DATA IN THIS EXERCISE:
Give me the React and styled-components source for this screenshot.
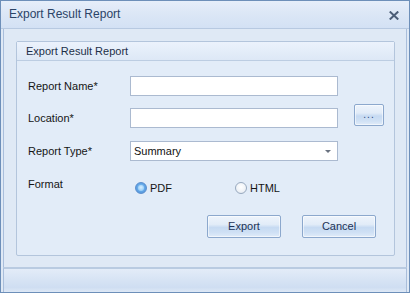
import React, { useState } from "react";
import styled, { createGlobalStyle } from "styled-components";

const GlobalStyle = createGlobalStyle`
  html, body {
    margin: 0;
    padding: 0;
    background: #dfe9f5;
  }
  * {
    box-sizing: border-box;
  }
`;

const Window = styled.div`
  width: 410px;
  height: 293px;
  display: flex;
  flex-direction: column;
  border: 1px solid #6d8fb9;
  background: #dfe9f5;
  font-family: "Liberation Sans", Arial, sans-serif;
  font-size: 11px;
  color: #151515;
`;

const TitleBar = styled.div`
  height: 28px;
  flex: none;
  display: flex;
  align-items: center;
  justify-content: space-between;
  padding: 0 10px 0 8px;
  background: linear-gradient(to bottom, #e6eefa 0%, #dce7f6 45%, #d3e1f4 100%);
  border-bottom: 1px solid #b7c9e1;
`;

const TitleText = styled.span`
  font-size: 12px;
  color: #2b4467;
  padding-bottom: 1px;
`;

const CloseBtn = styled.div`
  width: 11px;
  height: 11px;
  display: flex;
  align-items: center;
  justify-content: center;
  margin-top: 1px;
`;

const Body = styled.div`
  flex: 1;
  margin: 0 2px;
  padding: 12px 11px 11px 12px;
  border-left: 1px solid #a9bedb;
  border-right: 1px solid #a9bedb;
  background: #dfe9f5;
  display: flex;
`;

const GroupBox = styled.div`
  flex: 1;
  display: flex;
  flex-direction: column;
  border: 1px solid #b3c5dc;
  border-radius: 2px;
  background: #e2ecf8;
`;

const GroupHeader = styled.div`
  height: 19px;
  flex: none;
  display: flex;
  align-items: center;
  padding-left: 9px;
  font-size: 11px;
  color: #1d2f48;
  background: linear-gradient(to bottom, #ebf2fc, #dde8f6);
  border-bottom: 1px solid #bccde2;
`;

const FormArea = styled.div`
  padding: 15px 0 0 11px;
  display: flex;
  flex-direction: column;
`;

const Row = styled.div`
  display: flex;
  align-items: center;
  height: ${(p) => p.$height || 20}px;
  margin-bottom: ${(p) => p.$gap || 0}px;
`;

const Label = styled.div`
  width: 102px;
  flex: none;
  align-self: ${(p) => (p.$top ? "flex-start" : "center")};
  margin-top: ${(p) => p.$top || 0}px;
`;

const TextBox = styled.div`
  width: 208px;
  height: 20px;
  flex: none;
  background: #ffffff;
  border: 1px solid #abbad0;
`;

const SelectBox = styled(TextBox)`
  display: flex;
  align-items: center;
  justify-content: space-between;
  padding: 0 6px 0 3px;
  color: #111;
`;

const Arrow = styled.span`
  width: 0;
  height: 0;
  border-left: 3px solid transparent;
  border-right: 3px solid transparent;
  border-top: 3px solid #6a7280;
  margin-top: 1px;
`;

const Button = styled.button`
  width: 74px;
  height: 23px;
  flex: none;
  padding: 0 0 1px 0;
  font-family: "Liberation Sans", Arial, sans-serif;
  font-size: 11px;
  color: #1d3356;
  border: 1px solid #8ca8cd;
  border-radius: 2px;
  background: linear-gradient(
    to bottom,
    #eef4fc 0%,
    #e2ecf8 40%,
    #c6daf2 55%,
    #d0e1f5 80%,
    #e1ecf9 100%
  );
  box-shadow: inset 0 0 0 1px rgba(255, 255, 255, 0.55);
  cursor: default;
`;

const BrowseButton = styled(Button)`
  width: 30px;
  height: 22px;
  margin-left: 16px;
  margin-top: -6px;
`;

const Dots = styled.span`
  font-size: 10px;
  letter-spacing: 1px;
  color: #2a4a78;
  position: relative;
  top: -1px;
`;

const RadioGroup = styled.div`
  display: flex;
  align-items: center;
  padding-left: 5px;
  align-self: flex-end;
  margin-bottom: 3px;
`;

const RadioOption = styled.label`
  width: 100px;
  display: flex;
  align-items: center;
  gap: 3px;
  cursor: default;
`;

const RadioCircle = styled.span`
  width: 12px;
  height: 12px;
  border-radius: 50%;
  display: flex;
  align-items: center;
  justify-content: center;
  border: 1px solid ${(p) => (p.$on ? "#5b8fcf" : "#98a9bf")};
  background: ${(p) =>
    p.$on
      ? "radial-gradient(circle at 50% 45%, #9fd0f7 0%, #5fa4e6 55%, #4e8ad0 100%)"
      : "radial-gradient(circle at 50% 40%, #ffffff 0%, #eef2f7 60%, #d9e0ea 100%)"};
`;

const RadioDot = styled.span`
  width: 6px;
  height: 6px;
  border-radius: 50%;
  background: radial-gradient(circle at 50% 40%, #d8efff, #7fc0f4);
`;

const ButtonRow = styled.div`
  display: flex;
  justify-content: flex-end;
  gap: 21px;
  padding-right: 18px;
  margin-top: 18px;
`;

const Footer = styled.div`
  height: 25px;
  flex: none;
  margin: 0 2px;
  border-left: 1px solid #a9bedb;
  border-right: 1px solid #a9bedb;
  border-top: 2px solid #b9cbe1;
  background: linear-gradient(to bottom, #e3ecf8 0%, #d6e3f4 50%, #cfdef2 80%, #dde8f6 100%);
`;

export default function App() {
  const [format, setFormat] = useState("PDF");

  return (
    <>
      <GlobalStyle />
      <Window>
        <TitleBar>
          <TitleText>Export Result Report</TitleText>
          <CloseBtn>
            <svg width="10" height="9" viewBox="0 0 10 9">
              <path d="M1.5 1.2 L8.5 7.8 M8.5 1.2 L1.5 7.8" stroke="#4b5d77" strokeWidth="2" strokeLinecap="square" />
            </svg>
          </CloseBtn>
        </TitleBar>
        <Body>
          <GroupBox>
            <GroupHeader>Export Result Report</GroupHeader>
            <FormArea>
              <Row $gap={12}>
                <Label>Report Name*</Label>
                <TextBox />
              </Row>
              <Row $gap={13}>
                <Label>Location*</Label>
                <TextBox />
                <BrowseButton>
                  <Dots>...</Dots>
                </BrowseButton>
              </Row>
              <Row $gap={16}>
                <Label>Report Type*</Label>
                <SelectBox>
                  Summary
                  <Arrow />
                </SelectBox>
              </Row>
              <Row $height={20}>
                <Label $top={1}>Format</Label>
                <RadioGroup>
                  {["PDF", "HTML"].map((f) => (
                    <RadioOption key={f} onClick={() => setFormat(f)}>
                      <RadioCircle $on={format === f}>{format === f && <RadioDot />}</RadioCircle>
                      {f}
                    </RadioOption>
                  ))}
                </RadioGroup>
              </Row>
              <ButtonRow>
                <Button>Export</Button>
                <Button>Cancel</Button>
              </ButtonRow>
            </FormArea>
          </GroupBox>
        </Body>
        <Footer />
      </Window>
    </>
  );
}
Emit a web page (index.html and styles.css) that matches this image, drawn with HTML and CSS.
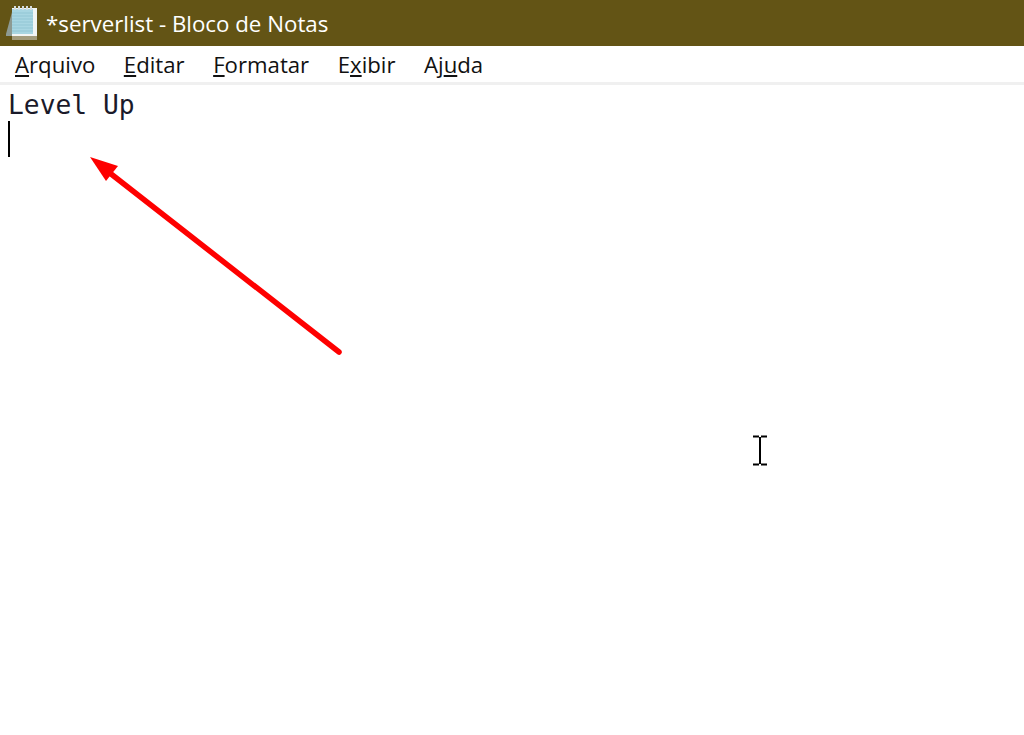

PROMPT:
Every entry should be returned exactly as written, minus the pictures.

FINAL RESULT:
Give me the React and styled-components source for this screenshot.
import React, { useState } from "react";
import styled, { createGlobalStyle } from "styled-components";

const GlobalStyle = createGlobalStyle`
  html, body {
    margin: 0;
    padding: 0;
    background: #dfe9f5;
  }
  * {
    box-sizing: border-box;
  }
`;

const Window = styled.div`
  width: 410px;
  height: 293px;
  display: flex;
  flex-direction: column;
  border: 1px solid #6d8fb9;
  background: #dfe9f5;
  font-family: "Liberation Sans", Arial, sans-serif;
  font-size: 11px;
  color: #151515;
`;

const TitleBar = styled.div`
  height: 28px;
  flex: none;
  display: flex;
  align-items: center;
  justify-content: space-between;
  padding: 0 10px 0 8px;
  background: linear-gradient(to bottom, #e6eefa 0%, #dce7f6 45%, #d3e1f4 100%);
  border-bottom: 1px solid #b7c9e1;
`;

const TitleText = styled.span`
  font-size: 12px;
  color: #2b4467;
  padding-bottom: 1px;
`;

const CloseBtn = styled.div`
  width: 11px;
  height: 11px;
  display: flex;
  align-items: center;
  justify-content: center;
  margin-top: 1px;
`;

const Body = styled.div`
  flex: 1;
  margin: 0 2px;
  padding: 12px 11px 11px 12px;
  border-left: 1px solid #a9bedb;
  border-right: 1px solid #a9bedb;
  background: #dfe9f5;
  display: flex;
`;

const GroupBox = styled.div`
  flex: 1;
  display: flex;
  flex-direction: column;
  border: 1px solid #b3c5dc;
  border-radius: 2px;
  background: #e2ecf8;
`;

const GroupHeader = styled.div`
  height: 19px;
  flex: none;
  display: flex;
  align-items: center;
  padding-left: 9px;
  font-size: 11px;
  color: #1d2f48;
  background: linear-gradient(to bottom, #ebf2fc, #dde8f6);
  border-bottom: 1px solid #bccde2;
`;

const FormArea = styled.div`
  padding: 15px 0 0 11px;
  display: flex;
  flex-direction: column;
`;

const Row = styled.div`
  display: flex;
  align-items: center;
  height: ${(p) => p.$height || 20}px;
  margin-bottom: ${(p) => p.$gap || 0}px;
`;

const Label = styled.div`
  width: 102px;
  flex: none;
  align-self: ${(p) => (p.$top ? "flex-start" : "center")};
  margin-top: ${(p) => p.$top || 0}px;
`;

const TextBox = styled.div`
  width: 208px;
  height: 20px;
  flex: none;
  background: #ffffff;
  border: 1px solid #abbad0;
`;

const SelectBox = styled(TextBox)`
  display: flex;
  align-items: center;
  justify-content: space-between;
  padding: 0 6px 0 3px;
  color: #111;
`;

const Arrow = styled.span`
  width: 0;
  height: 0;
  border-left: 3px solid transparent;
  border-right: 3px solid transparent;
  border-top: 3px solid #6a7280;
  margin-top: 1px;
`;

const Button = styled.button`
  width: 74px;
  height: 23px;
  flex: none;
  padding: 0 0 1px 0;
  font-family: "Liberation Sans", Arial, sans-serif;
  font-size: 11px;
  color: #1d3356;
  border: 1px solid #8ca8cd;
  border-radius: 2px;
  background: linear-gradient(
    to bottom,
    #eef4fc 0%,
    #e2ecf8 40%,
    #c6daf2 55%,
    #d0e1f5 80%,
    #e1ecf9 100%
  );
  box-shadow: inset 0 0 0 1px rgba(255, 255, 255, 0.55);
  cursor: default;
`;

const BrowseButton = styled(Button)`
  width: 30px;
  height: 22px;
  margin-left: 16px;
  margin-top: -6px;
`;

const Dots = styled.span`
  font-size: 10px;
  letter-spacing: 1px;
  color: #2a4a78;
  position: relative;
  top: -1px;
`;

const RadioGroup = styled.div`
  display: flex;
  align-items: center;
  padding-left: 5px;
  align-self: flex-end;
  margin-bottom: 3px;
`;

const RadioOption = styled.label`
  width: 100px;
  display: flex;
  align-items: center;
  gap: 3px;
  cursor: default;
`;

const RadioCircle = styled.span`
  width: 12px;
  height: 12px;
  border-radius: 50%;
  display: flex;
  align-items: center;
  justify-content: center;
  border: 1px solid ${(p) => (p.$on ? "#5b8fcf" : "#98a9bf")};
  background: ${(p) =>
    p.$on
      ? "radial-gradient(circle at 50% 45%, #9fd0f7 0%, #5fa4e6 55%, #4e8ad0 100%)"
      : "radial-gradient(circle at 50% 40%, #ffffff 0%, #eef2f7 60%, #d9e0ea 100%)"};
`;

const RadioDot = styled.span`
  width: 6px;
  height: 6px;
  border-radius: 50%;
  background: radial-gradient(circle at 50% 40%, #d8efff, #7fc0f4);
`;

const ButtonRow = styled.div`
  display: flex;
  justify-content: flex-end;
  gap: 21px;
  padding-right: 18px;
  margin-top: 18px;
`;

const Footer = styled.div`
  height: 25px;
  flex: none;
  margin: 0 2px;
  border-left: 1px solid #a9bedb;
  border-right: 1px solid #a9bedb;
  border-top: 2px solid #b9cbe1;
  background: linear-gradient(to bottom, #e3ecf8 0%, #d6e3f4 50%, #cfdef2 80%, #dde8f6 100%);
`;

export default function App() {
  const [format, setFormat] = useState("PDF");

  return (
    <>
      <GlobalStyle />
      <Window>
        <TitleBar>
          <TitleText>Export Result Report</TitleText>
          <CloseBtn>
            <svg width="10" height="9" viewBox="0 0 10 9">
              <path d="M1.5 1.2 L8.5 7.8 M8.5 1.2 L1.5 7.8" stroke="#4b5d77" strokeWidth="2" strokeLinecap="square" />
            </svg>
          </CloseBtn>
        </TitleBar>
        <Body>
          <GroupBox>
            <GroupHeader>Export Result Report</GroupHeader>
            <FormArea>
              <Row $gap={12}>
                <Label>Report Name*</Label>
                <TextBox />
              </Row>
              <Row $gap={13}>
                <Label>Location*</Label>
                <TextBox />
                <BrowseButton>
                  <Dots>...</Dots>
                </BrowseButton>
              </Row>
              <Row $gap={16}>
                <Label>Report Type*</Label>
                <SelectBox>
                  Summary
                  <Arrow />
                </SelectBox>
              </Row>
              <Row $height={20}>
                <Label $top={1}>Format</Label>
                <RadioGroup>
                  {["PDF", "HTML"].map((f) => (
                    <RadioOption key={f} onClick={() => setFormat(f)}>
                      <RadioCircle $on={format === f}>{format === f && <RadioDot />}</RadioCircle>
                      {f}
                    </RadioOption>
                  ))}
                </RadioGroup>
              </Row>
              <ButtonRow>
                <Button>Export</Button>
                <Button>Cancel</Button>
              </ButtonRow>
            </FormArea>
          </GroupBox>
        </Body>
        <Footer />
      </Window>
    </>
  );
}
Emit a web page (index.html and styles.css) that matches this image, drawn with HTML and CSS.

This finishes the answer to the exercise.